:: Prompt ::
Set the listing down unchanged, minus every embedded image.

:: Supplied data ::

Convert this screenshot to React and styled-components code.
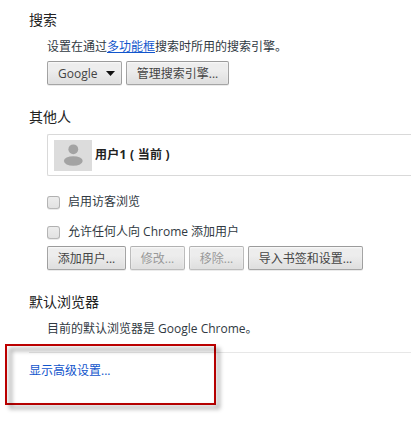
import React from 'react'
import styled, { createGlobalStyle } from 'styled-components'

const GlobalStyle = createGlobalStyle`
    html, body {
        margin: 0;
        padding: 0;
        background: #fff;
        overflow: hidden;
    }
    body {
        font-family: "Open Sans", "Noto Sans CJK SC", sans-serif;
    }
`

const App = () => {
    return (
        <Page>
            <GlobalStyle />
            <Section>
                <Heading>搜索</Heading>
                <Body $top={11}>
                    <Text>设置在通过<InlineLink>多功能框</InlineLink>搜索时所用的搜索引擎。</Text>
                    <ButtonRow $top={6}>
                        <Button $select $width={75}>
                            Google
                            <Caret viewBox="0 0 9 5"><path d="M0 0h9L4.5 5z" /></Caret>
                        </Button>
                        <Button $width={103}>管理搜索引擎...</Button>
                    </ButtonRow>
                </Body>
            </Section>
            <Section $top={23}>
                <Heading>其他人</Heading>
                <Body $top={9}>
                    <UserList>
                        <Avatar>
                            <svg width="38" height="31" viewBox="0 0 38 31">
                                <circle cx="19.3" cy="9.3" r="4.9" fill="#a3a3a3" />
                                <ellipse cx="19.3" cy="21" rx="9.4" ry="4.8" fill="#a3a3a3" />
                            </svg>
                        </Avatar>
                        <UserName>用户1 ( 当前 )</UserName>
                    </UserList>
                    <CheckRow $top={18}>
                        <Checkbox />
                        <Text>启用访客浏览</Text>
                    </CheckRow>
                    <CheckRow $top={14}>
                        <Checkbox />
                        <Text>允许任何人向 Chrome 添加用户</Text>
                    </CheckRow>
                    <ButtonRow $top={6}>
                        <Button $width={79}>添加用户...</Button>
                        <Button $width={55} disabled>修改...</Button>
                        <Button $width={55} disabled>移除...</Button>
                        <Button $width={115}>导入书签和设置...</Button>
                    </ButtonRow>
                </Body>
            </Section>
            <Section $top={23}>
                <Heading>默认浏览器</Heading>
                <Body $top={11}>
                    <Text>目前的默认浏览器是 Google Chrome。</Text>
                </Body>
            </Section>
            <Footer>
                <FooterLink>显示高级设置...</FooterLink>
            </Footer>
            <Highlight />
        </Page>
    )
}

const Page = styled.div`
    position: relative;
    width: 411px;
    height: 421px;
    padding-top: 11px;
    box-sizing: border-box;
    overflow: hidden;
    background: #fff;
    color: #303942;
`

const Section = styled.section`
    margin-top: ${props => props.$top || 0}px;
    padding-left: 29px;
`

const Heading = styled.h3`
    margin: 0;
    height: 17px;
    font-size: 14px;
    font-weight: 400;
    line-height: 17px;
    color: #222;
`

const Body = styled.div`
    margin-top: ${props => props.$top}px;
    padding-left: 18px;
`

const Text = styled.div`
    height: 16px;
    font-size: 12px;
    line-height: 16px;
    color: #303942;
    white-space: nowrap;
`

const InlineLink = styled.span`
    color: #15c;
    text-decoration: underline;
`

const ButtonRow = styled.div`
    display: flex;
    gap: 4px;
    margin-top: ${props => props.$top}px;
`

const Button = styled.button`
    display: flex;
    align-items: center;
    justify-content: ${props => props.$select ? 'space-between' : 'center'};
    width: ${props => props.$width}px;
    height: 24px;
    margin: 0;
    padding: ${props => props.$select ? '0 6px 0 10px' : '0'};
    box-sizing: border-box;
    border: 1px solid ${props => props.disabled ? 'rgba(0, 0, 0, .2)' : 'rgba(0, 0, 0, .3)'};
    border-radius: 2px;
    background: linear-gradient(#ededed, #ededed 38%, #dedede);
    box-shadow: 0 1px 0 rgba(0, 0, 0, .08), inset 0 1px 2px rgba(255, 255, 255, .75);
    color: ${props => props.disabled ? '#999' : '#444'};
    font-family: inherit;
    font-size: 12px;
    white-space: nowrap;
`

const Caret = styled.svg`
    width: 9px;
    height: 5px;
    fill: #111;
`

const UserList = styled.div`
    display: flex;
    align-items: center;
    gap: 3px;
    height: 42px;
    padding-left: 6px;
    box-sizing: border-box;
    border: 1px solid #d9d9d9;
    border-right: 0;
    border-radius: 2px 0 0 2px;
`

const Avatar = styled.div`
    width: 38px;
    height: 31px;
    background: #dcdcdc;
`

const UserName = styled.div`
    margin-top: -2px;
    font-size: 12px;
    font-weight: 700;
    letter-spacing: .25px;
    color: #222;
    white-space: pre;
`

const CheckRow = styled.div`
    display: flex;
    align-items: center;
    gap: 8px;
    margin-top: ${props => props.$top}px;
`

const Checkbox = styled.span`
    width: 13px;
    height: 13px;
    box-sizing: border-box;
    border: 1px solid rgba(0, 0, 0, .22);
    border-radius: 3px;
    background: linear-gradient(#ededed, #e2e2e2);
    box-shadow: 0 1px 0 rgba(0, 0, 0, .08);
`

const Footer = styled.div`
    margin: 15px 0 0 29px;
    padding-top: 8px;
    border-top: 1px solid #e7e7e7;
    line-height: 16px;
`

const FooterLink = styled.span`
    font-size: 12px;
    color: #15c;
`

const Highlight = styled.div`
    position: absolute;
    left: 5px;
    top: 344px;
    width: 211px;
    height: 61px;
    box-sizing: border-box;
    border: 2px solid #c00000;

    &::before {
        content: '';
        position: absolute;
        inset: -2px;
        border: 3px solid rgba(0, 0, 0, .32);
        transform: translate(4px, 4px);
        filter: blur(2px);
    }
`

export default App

:: The solution ::
Convert this screenshot to React and styled-components code.
import React from 'react'
import styled, { createGlobalStyle } from 'styled-components'

const GlobalStyle = createGlobalStyle`
    html, body {
        margin: 0;
        padding: 0;
        background: #fff;
        overflow: hidden;
    }
    body {
        font-family: "Open Sans", "Noto Sans CJK SC", sans-serif;
    }
`

const App = () => {
    return (
        <Page>
            <GlobalStyle />
            <Section>
                <Heading>搜索</Heading>
                <Body $top={11}>
                    <Text>设置在通过<InlineLink>多功能框</InlineLink>搜索时所用的搜索引擎。</Text>
                    <ButtonRow $top={6}>
                        <Button $select $width={75}>
                            Google
                            <Caret viewBox="0 0 9 5"><path d="M0 0h9L4.5 5z" /></Caret>
                        </Button>
                        <Button $width={103}>管理搜索引擎...</Button>
                    </ButtonRow>
                </Body>
            </Section>
            <Section $top={23}>
                <Heading>其他人</Heading>
                <Body $top={9}>
                    <UserList>
                        <Avatar>
                            <svg width="38" height="31" viewBox="0 0 38 31">
                                <circle cx="19.3" cy="9.3" r="4.9" fill="#a3a3a3" />
                                <ellipse cx="19.3" cy="21" rx="9.4" ry="4.8" fill="#a3a3a3" />
                            </svg>
                        </Avatar>
                        <UserName>用户1 ( 当前 )</UserName>
                    </UserList>
                    <CheckRow $top={18}>
                        <Checkbox />
                        <Text>启用访客浏览</Text>
                    </CheckRow>
                    <CheckRow $top={14}>
                        <Checkbox />
                        <Text>允许任何人向 Chrome 添加用户</Text>
                    </CheckRow>
                    <ButtonRow $top={6}>
                        <Button $width={79}>添加用户...</Button>
                        <Button $width={55} disabled>修改...</Button>
                        <Button $width={55} disabled>移除...</Button>
                        <Button $width={115}>导入书签和设置...</Button>
                    </ButtonRow>
                </Body>
            </Section>
            <Section $top={23}>
                <Heading>默认浏览器</Heading>
                <Body $top={11}>
                    <Text>目前的默认浏览器是 Google Chrome。</Text>
                </Body>
            </Section>
            <Footer>
                <FooterLink>显示高级设置...</FooterLink>
            </Footer>
            <Highlight />
        </Page>
    )
}

const Page = styled.div`
    position: relative;
    width: 411px;
    height: 421px;
    padding-top: 11px;
    box-sizing: border-box;
    overflow: hidden;
    background: #fff;
    color: #303942;
`

const Section = styled.section`
    margin-top: ${props => props.$top || 0}px;
    padding-left: 29px;
`

const Heading = styled.h3`
    margin: 0;
    height: 17px;
    font-size: 14px;
    font-weight: 400;
    line-height: 17px;
    color: #222;
`

const Body = styled.div`
    margin-top: ${props => props.$top}px;
    padding-left: 18px;
`

const Text = styled.div`
    height: 16px;
    font-size: 12px;
    line-height: 16px;
    color: #303942;
    white-space: nowrap;
`

const InlineLink = styled.span`
    color: #15c;
    text-decoration: underline;
`

const ButtonRow = styled.div`
    display: flex;
    gap: 4px;
    margin-top: ${props => props.$top}px;
`

const Button = styled.button`
    display: flex;
    align-items: center;
    justify-content: ${props => props.$select ? 'space-between' : 'center'};
    width: ${props => props.$width}px;
    height: 24px;
    margin: 0;
    padding: ${props => props.$select ? '0 6px 0 10px' : '0'};
    box-sizing: border-box;
    border: 1px solid ${props => props.disabled ? 'rgba(0, 0, 0, .2)' : 'rgba(0, 0, 0, .3)'};
    border-radius: 2px;
    background: linear-gradient(#ededed, #ededed 38%, #dedede);
    box-shadow: 0 1px 0 rgba(0, 0, 0, .08), inset 0 1px 2px rgba(255, 255, 255, .75);
    color: ${props => props.disabled ? '#999' : '#444'};
    font-family: inherit;
    font-size: 12px;
    white-space: nowrap;
`

const Caret = styled.svg`
    width: 9px;
    height: 5px;
    fill: #111;
`

const UserList = styled.div`
    display: flex;
    align-items: center;
    gap: 3px;
    height: 42px;
    padding-left: 6px;
    box-sizing: border-box;
    border: 1px solid #d9d9d9;
    border-right: 0;
    border-radius: 2px 0 0 2px;
`

const Avatar = styled.div`
    width: 38px;
    height: 31px;
    background: #dcdcdc;
`

const UserName = styled.div`
    margin-top: -2px;
    font-size: 12px;
    font-weight: 700;
    letter-spacing: .25px;
    color: #222;
    white-space: pre;
`

const CheckRow = styled.div`
    display: flex;
    align-items: center;
    gap: 8px;
    margin-top: ${props => props.$top}px;
`

const Checkbox = styled.span`
    width: 13px;
    height: 13px;
    box-sizing: border-box;
    border: 1px solid rgba(0, 0, 0, .22);
    border-radius: 3px;
    background: linear-gradient(#ededed, #e2e2e2);
    box-shadow: 0 1px 0 rgba(0, 0, 0, .08);
`

const Footer = styled.div`
    margin: 15px 0 0 29px;
    padding-top: 8px;
    border-top: 1px solid #e7e7e7;
    line-height: 16px;
`

const FooterLink = styled.span`
    font-size: 12px;
    color: #15c;
`

const Highlight = styled.div`
    position: absolute;
    left: 5px;
    top: 344px;
    width: 211px;
    height: 61px;
    box-sizing: border-box;
    border: 2px solid #c00000;

    &::before {
        content: '';
        position: absolute;
        inset: -2px;
        border: 3px solid rgba(0, 0, 0, .32);
        transform: translate(4px, 4px);
        filter: blur(2px);
    }
`

export default App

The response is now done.